### EXERCISE BRIEF:
From the records below, copy every line that contains the word "this".

━━━━

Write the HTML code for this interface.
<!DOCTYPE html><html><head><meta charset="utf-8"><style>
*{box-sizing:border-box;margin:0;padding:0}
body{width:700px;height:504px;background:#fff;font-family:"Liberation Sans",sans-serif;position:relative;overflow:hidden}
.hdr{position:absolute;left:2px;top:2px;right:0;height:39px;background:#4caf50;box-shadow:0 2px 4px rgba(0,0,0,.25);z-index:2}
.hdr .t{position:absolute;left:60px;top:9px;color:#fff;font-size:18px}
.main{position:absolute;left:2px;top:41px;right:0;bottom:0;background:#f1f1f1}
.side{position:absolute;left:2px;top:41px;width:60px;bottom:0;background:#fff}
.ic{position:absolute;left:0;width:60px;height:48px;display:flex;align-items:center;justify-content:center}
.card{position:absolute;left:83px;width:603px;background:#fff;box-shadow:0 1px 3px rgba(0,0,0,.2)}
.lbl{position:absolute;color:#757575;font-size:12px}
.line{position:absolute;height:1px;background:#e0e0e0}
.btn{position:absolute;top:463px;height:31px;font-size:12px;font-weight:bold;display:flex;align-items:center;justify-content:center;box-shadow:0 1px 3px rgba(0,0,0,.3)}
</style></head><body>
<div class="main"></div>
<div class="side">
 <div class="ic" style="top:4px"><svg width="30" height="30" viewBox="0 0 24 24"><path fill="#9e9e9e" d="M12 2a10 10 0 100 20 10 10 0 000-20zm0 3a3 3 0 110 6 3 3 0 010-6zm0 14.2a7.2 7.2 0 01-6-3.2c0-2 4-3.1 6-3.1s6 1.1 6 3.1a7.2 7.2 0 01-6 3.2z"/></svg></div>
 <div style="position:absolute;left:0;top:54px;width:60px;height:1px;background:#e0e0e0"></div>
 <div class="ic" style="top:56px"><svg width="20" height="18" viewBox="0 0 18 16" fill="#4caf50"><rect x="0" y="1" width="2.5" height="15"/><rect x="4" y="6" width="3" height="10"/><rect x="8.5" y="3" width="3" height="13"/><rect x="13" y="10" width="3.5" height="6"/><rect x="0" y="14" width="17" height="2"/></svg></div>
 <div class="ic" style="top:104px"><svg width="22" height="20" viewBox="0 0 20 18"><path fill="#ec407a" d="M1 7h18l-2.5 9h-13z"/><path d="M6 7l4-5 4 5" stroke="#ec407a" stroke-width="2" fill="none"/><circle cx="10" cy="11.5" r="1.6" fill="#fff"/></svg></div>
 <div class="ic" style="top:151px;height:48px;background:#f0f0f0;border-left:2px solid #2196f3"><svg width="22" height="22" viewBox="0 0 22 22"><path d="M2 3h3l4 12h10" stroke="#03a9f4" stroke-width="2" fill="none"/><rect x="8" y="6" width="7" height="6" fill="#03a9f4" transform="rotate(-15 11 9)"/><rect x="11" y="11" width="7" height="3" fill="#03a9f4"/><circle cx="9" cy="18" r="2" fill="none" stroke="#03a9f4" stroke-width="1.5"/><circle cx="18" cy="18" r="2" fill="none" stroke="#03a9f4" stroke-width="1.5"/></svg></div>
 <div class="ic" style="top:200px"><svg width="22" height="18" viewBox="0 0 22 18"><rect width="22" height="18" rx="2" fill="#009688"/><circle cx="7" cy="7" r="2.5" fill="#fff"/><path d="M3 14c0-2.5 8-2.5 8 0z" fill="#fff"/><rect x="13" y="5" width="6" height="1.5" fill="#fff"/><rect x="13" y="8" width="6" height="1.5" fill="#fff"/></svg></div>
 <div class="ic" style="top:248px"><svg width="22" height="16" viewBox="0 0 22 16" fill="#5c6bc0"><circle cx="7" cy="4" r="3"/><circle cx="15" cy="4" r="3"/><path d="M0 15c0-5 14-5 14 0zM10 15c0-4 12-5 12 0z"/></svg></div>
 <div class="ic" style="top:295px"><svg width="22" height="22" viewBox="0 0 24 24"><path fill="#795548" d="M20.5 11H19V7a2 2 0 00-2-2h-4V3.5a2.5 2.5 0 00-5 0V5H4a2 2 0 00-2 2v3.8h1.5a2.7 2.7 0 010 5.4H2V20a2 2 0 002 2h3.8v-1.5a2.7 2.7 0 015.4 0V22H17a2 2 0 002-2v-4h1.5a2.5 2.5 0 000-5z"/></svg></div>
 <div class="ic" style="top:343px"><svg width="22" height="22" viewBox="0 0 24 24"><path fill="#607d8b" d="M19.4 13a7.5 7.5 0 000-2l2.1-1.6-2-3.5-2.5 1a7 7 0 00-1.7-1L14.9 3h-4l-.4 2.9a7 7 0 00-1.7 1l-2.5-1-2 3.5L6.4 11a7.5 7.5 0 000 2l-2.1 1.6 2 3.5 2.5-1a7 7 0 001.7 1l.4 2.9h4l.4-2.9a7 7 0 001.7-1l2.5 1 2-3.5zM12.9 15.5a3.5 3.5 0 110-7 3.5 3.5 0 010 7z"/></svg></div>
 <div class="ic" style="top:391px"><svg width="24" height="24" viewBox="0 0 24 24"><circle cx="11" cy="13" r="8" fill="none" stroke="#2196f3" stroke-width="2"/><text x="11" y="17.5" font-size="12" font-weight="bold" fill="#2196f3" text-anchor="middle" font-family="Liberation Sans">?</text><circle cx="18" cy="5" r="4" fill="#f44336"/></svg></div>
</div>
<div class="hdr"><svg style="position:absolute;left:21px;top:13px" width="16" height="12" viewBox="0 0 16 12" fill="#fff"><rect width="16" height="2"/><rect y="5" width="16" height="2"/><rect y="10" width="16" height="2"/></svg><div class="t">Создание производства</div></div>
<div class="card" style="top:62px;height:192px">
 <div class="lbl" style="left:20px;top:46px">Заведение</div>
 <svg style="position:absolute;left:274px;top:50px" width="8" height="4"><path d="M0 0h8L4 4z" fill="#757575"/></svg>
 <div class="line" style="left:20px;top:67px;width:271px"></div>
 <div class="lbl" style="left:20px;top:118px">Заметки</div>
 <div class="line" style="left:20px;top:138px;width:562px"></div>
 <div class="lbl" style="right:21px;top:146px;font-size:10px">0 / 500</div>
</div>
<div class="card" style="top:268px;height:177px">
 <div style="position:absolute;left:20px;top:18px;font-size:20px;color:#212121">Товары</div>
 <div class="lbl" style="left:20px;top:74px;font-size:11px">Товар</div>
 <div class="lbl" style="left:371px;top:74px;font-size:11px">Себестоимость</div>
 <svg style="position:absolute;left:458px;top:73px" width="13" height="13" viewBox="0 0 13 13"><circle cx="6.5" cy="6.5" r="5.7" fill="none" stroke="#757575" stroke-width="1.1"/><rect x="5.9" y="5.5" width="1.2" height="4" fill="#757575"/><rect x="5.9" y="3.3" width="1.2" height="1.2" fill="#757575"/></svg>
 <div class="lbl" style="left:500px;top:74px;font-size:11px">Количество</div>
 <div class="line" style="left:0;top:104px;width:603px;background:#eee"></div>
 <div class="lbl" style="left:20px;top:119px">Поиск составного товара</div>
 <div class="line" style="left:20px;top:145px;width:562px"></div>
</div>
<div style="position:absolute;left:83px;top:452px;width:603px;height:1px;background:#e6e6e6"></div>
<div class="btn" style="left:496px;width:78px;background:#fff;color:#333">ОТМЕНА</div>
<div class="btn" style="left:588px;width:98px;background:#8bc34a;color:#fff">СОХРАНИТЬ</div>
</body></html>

━━━━

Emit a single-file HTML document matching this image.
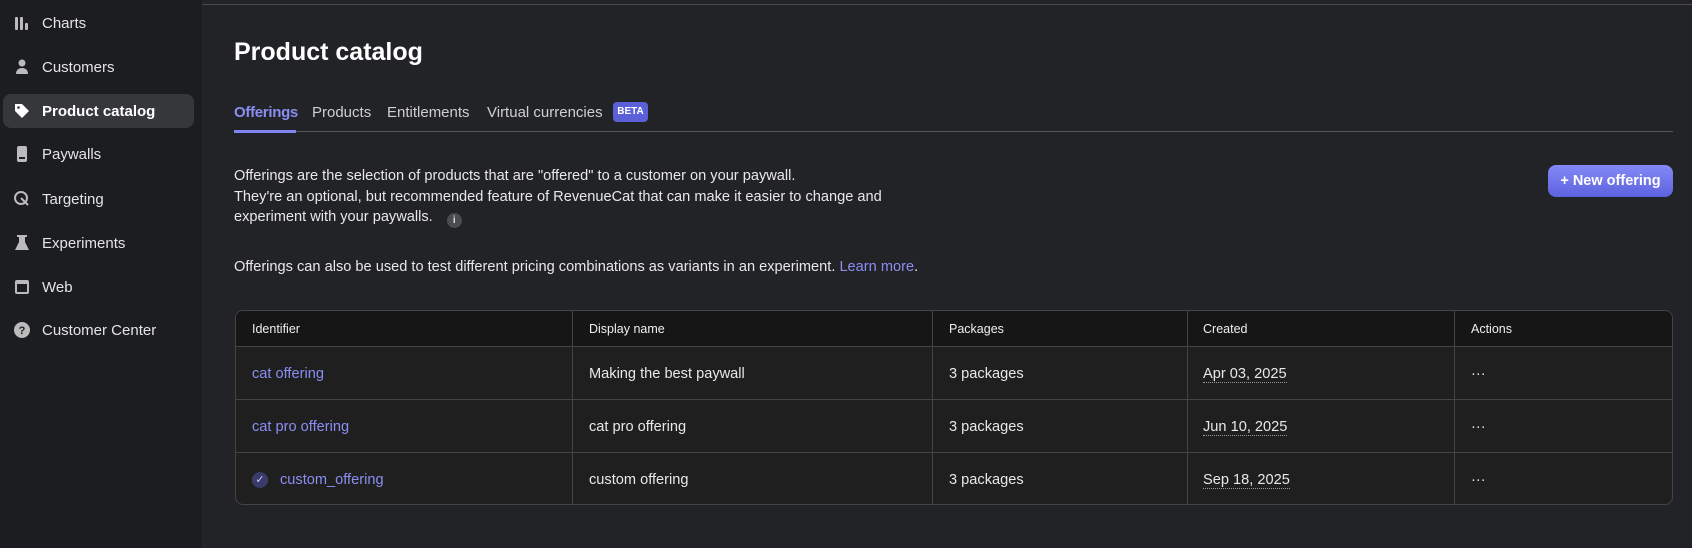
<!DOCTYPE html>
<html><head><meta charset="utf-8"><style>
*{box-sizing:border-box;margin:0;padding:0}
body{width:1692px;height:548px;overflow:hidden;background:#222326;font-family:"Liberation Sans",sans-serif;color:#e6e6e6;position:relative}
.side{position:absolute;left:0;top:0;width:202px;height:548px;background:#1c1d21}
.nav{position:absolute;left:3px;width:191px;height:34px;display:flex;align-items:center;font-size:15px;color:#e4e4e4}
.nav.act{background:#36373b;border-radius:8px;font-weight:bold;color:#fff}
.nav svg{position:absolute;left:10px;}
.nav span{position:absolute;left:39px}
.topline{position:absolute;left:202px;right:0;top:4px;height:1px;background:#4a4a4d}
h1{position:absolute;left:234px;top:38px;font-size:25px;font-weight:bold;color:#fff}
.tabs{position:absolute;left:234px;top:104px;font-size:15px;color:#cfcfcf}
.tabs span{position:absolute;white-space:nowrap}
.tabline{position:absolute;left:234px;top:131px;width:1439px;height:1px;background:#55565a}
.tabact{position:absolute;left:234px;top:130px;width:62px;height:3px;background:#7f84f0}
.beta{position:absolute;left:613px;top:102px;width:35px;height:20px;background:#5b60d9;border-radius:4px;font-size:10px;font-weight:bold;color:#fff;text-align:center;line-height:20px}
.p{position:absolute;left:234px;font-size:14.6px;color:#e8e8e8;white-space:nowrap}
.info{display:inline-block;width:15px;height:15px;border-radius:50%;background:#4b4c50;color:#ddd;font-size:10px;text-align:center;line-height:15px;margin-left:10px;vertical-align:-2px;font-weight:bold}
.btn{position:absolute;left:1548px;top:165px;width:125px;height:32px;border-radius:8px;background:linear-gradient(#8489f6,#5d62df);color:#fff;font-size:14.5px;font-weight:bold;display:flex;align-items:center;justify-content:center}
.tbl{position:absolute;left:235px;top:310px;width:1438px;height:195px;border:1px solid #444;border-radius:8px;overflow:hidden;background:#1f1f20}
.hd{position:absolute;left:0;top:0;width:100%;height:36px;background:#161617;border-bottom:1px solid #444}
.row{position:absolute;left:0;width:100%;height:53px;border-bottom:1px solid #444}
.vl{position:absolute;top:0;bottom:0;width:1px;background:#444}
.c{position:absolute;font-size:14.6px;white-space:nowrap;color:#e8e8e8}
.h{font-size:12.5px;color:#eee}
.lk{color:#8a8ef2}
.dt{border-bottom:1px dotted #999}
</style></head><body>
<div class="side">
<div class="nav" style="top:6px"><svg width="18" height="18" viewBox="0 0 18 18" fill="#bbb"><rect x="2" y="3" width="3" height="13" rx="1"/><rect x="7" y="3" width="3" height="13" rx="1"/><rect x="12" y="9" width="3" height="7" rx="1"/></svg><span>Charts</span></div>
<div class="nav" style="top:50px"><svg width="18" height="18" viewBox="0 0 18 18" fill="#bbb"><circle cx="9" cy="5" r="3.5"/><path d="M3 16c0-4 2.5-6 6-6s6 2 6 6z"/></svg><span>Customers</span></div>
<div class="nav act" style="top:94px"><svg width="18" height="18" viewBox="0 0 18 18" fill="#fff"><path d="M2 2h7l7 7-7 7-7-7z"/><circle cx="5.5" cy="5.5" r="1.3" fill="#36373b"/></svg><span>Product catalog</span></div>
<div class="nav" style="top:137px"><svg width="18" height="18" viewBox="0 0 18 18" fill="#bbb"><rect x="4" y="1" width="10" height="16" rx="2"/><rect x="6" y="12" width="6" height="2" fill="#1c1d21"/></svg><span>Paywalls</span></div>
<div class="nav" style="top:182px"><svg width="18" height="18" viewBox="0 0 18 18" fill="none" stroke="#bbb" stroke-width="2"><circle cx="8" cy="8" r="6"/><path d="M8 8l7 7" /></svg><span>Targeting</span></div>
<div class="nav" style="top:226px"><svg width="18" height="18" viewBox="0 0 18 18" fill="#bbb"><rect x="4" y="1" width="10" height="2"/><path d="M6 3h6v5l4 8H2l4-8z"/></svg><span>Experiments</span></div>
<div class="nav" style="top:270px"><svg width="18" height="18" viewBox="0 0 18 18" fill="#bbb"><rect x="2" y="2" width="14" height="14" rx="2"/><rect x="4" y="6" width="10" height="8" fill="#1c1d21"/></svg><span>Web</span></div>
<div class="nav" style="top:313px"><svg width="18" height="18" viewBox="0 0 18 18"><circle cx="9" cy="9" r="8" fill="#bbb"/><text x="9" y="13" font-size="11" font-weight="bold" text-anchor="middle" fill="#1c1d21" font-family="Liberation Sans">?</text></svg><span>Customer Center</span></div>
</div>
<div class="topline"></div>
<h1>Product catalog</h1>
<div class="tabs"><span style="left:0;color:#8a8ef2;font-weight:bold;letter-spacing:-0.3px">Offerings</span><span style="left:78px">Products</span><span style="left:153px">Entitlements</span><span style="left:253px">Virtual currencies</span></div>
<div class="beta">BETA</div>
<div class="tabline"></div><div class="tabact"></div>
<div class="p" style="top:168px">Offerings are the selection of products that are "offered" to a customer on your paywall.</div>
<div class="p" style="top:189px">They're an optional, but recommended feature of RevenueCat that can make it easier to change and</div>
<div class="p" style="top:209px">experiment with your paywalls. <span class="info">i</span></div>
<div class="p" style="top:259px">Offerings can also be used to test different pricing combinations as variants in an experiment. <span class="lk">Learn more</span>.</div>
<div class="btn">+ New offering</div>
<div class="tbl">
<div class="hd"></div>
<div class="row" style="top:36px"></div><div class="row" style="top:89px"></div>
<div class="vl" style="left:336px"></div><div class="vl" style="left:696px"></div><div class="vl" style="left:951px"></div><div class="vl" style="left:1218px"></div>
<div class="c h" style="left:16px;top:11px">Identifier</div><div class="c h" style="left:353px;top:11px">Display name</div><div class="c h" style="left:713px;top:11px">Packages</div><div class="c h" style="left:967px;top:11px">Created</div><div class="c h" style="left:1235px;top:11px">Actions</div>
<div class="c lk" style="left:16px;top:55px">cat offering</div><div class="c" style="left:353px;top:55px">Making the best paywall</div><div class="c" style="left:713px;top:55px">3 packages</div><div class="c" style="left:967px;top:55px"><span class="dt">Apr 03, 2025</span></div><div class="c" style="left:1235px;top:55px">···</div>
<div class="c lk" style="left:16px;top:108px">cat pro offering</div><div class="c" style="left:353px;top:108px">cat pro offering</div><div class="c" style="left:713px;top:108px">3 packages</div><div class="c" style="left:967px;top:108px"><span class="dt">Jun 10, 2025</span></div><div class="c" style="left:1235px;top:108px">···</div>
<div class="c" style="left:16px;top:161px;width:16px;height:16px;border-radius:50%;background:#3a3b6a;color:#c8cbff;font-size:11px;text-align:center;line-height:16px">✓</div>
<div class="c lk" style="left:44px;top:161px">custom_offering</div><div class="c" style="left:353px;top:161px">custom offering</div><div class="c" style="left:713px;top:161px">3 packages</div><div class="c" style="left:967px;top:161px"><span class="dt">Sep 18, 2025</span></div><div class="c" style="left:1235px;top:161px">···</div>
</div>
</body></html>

━━━━

### TASK ANSWER:
Write the HTML code for this interface.
Emit a single-file HTML document matching this image.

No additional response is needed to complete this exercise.